JQ: The paper by Swallow et al that tracked regional epidemics using weighted Principal Component Analysis (PCA) was very inspiring. PCA is an unsupervised machine learning method you have taught us in first year statistics, and I was aware of its application on time series data, especially in finance. However, this paper was the first time I saw how spatial and temporal information are used in PCA – not as columns in data, but as weighted matrices. And how this can be used to identify a proxy for epidemic status. It was interesting to see that the results suggested hospitalisations were the epidemic metrics across the nations – this is in line with the policy changes (e.g. starting or stopping lockdowns) that were influenced by a change (e.g. increase or decrease) of hospitalisations.
(JPG to DB) And you Dan have been studying mathematical biology last term, including simple SEIR models. Was there a specific aspect of mathematics applied to epidemiological modelling that you enjoyed within the special issue?
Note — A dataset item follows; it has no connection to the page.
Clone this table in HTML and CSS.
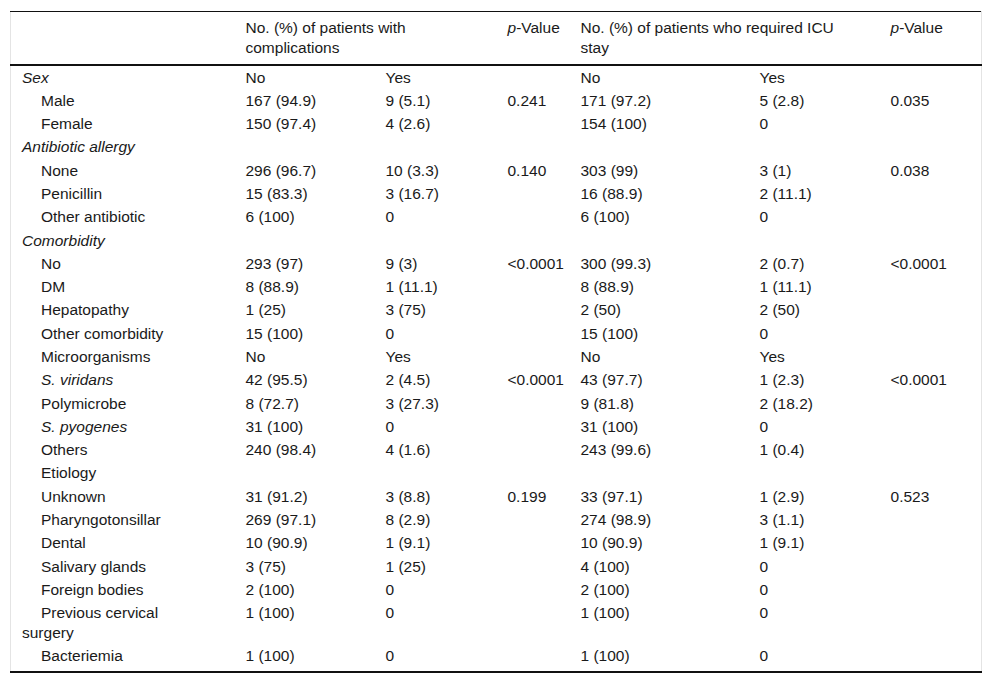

DB: Yes, simple SEIR models and the behaviour of their solutions is something I covered in my second year. What really surprised me while reading the special issue is how often such models occur in epidemiological modelling. One of the papers that really stood out for me was the one by Campillo-Funollet et al. When studying SEIR models in my degree, I often wondered how the initial data was gathered and how the parameters were estimated, and this paper did a great job of explaining how both are difficult with the model. The observational model set out in the paper, while being more difficult to study the solutions of, seems to be a good step forward in addressing some of the drawbacks of the SEIR model.
(JQ and DB to JPG) Did you learn something new in the process of editing the special issue?
Yes, of course I did. While all of the articles in the special issue had aspects that were interesting and expanded on the standard ways of doing modelling, two articles that stood out for me were those by Vernon et al and Dykes et al. While Vernon et al illustrated an alternative calibration technique for agent-based models that seems more efficient and faster, Dykes et al highlighted how important visualisation is throughout the analytical process and not just to illustrate the outcome of the analysis. Using history matching in an emulator seems to be a more efficient method for calibration of complex models – and this is important as even simple rejection Approximate Bayesian Computation methods can take days or weeks to calibrate a real-life network based ABM with the speed declining exponentially with increasing numbers of model parameters.
Intrigued by this method, I have recently started a follow-up work to check the feasibility, plausibility, and applicability of history matching calibration methodology on my Covasim model for COVID-19 in England, in collaboration with the lead author on the article. I also learned how Dykes et al have tapped their work on breaking the widely held preconception that visualisation is predominantly for communication of results post-analysis with an article that highlights the importance of incorporating visualisation early in the analytical process. While this is standard in 21st Century Visual Analytics, and met with some success in the visual epidemiological modelling efforts, the novelty of this work is in stressing that visualisation works at various stages and in various ways through the analytical process to support epidemiological modelling. I also learned how to edit a themed issue within a peer-reviewed journal and even put my artistic skills to use by designing the front cover image.
I very much enjoyed the whole process – from early conversations about an idea behind the issue to producing the final product. I hope the themed issue will be enjoyed by both the epidemiological modelling community and the wider mathematics community.